Sherry Wolf (born January 27, 1949) is an American photorealist painter and fashion designer.

==Early life and education==
Raised in Pikesville, Baltimore, Wolf studied art history at the University of Maryland, where she gained a magna cum laude degree.

==As artist==
In 1970, after graduation, Wolf went to work for NBC Washington as the resident artist for the then NBC Nightly News anchorman David Brinkley, where she produced quick VIP portraits from wired photographs. She was commissioned by the White House during the Nixon administration to produce a series of paintings of Tricia Nixon Cox's wedding, also from photographs. She moved to Manhattan in late 1971. On her website Wolf states that she established the Adult Art Program at George Washington University. Also during this period Wolf was a regular attendee of the Studio 54 nightclub. By 1973, her work was widely published, including commercial work for record covers and calendars, and magazine commissions, such as depictions of indigenous peoples for National Geographic.

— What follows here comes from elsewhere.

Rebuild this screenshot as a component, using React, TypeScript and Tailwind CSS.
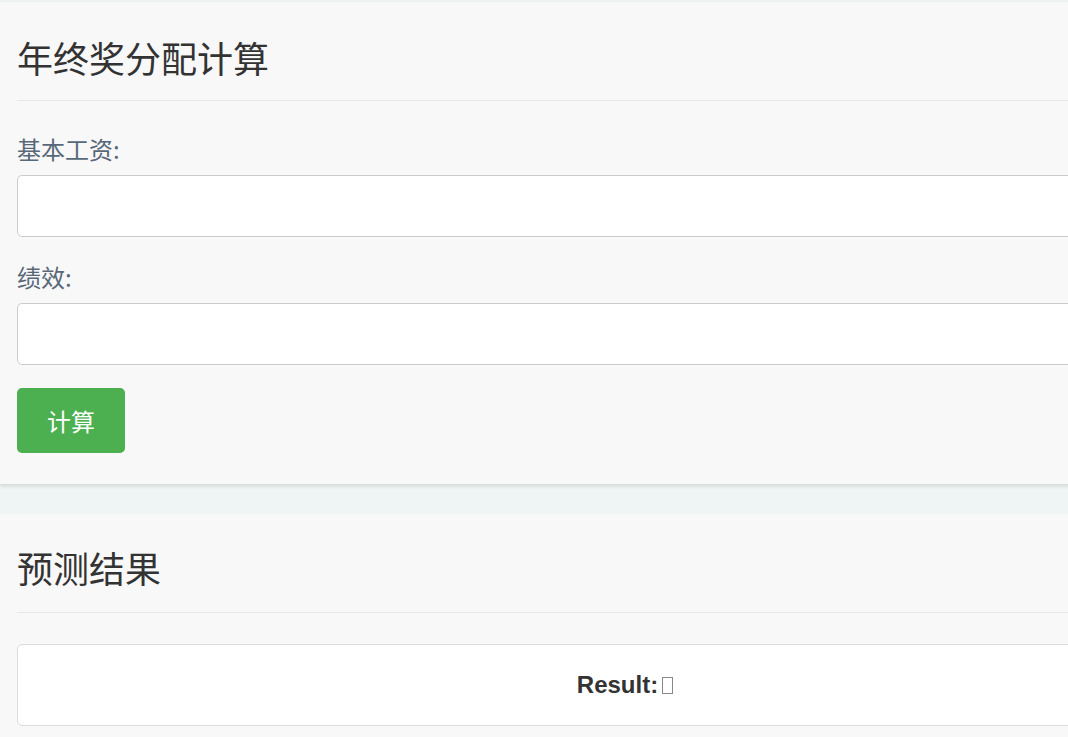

In 1973 Wolf moved to New York to focus on fine art, where she began painting large-scale photorealistic pictures depicting scenes and characters from contemporary New York high society. In 1979 she explained that her work was intended as a form of social commentary and criticism, such as Label Lady, a self-portrait showing Wolf as a fashion victim in head-to-toe designer wear. A lithograph of this painting is now in the Museum of the City of New York. In 1983, when the Albright-Knox Art Gallery acquired Wolf's self-portrait showing her in her studio, it was the gallery's first acquisition of contemporary American realist painting.

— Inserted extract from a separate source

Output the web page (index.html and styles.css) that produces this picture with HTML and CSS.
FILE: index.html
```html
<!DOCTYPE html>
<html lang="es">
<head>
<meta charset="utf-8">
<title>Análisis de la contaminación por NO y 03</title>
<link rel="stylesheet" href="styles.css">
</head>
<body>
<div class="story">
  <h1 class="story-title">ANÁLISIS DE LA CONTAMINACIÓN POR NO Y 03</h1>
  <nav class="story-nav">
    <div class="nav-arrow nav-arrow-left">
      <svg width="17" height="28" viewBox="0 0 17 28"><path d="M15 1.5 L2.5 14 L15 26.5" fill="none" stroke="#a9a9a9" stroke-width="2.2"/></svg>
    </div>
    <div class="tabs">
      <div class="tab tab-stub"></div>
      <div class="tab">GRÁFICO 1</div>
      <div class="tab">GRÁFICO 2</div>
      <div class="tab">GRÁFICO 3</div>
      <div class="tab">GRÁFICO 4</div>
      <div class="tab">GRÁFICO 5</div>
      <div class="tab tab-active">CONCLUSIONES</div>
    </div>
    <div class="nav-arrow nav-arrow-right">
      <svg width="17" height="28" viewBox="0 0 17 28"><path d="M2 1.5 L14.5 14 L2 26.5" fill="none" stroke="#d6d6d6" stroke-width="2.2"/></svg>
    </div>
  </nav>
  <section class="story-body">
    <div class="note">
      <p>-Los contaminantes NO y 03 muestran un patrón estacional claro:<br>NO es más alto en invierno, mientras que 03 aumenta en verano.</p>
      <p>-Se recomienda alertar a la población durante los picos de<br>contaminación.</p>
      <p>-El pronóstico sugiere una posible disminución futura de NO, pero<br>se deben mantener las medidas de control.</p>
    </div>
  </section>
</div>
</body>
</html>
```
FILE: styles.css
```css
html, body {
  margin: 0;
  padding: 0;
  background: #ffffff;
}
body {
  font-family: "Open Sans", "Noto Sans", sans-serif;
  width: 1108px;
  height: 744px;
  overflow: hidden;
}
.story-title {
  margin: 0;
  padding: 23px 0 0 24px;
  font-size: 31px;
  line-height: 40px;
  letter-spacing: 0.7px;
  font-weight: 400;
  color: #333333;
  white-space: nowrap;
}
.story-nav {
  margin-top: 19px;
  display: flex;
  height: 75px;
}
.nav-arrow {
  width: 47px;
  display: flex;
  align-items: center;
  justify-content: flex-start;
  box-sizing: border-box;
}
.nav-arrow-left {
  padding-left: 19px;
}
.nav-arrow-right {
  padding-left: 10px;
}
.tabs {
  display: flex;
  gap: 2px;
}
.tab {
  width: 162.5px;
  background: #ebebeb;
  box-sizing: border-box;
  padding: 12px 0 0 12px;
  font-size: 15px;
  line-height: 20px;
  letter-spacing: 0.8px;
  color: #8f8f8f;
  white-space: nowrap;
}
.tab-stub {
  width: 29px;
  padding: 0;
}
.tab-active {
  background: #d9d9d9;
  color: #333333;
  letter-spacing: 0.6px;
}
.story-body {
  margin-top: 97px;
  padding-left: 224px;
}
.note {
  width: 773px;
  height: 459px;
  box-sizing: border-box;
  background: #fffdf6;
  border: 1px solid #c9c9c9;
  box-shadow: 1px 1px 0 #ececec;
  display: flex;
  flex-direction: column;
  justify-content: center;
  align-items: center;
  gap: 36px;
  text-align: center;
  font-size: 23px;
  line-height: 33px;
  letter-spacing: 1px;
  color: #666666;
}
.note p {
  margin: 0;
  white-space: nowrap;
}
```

In the mid-1980s, until 2006, Wolf stepped back from public life to focus on her family and to bring up her two daughters. During this period she launched a jewelry line in 1994, but with the launch of her handbag line in 2006, Wolf completely reentered the public eye.

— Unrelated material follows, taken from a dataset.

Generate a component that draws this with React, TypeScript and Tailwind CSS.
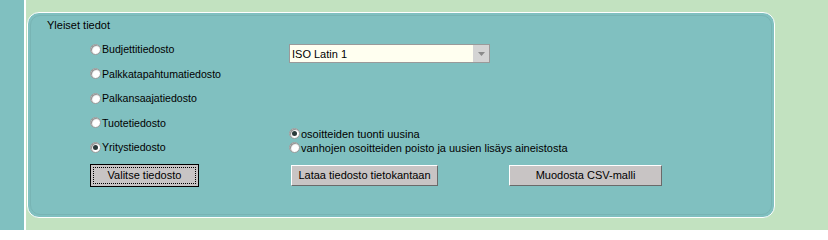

During Christmas 2009 Wolf's daughter Chelsea died following an adverse reaction to a date rape drug, and as a result of the tragedy, Wolf withdrew from her handbag business for two years, and ceased painting for four years. Wolf resumed painting after one of her long-time patrons and fans, the Hollywood producer Jerry Weintraub, introduced her to the art dealer Leisa Austin, who hosted Wolf's comeback exhibition in March 2014.

==As fashion designer==
Alongside, and in addition to her painting career, Wolf has designed jewelry and fashion accessories. She launched a line of scarves in 1978 which she described as "half scarf, half jewelry," designed with practical pockets (sometimes shaped like hands) or whimsical appliqués of koalas and hearts. Her designs were sold through department stores such as Bergdorf Goodman, Saks Fifth Avenue and Neiman Marcus. In 1994, whilst bringing up her family, Wolf designed a range of jewelry featuring interchangeable charms that was sold exclusively through Neiman Marcus. In 2006 Wolf launched a line of handbags sold through Bergdorf Goodman, Saks, and Bloomingdales. Following her daughter's death in 2009, the handbag line went on hiatus for two years. Since relaunching her handbag line in 2011, Wolf has dedicated a bag each season to her daughter's memory, donating all profits from its sale to Bereaved Parents of the USA.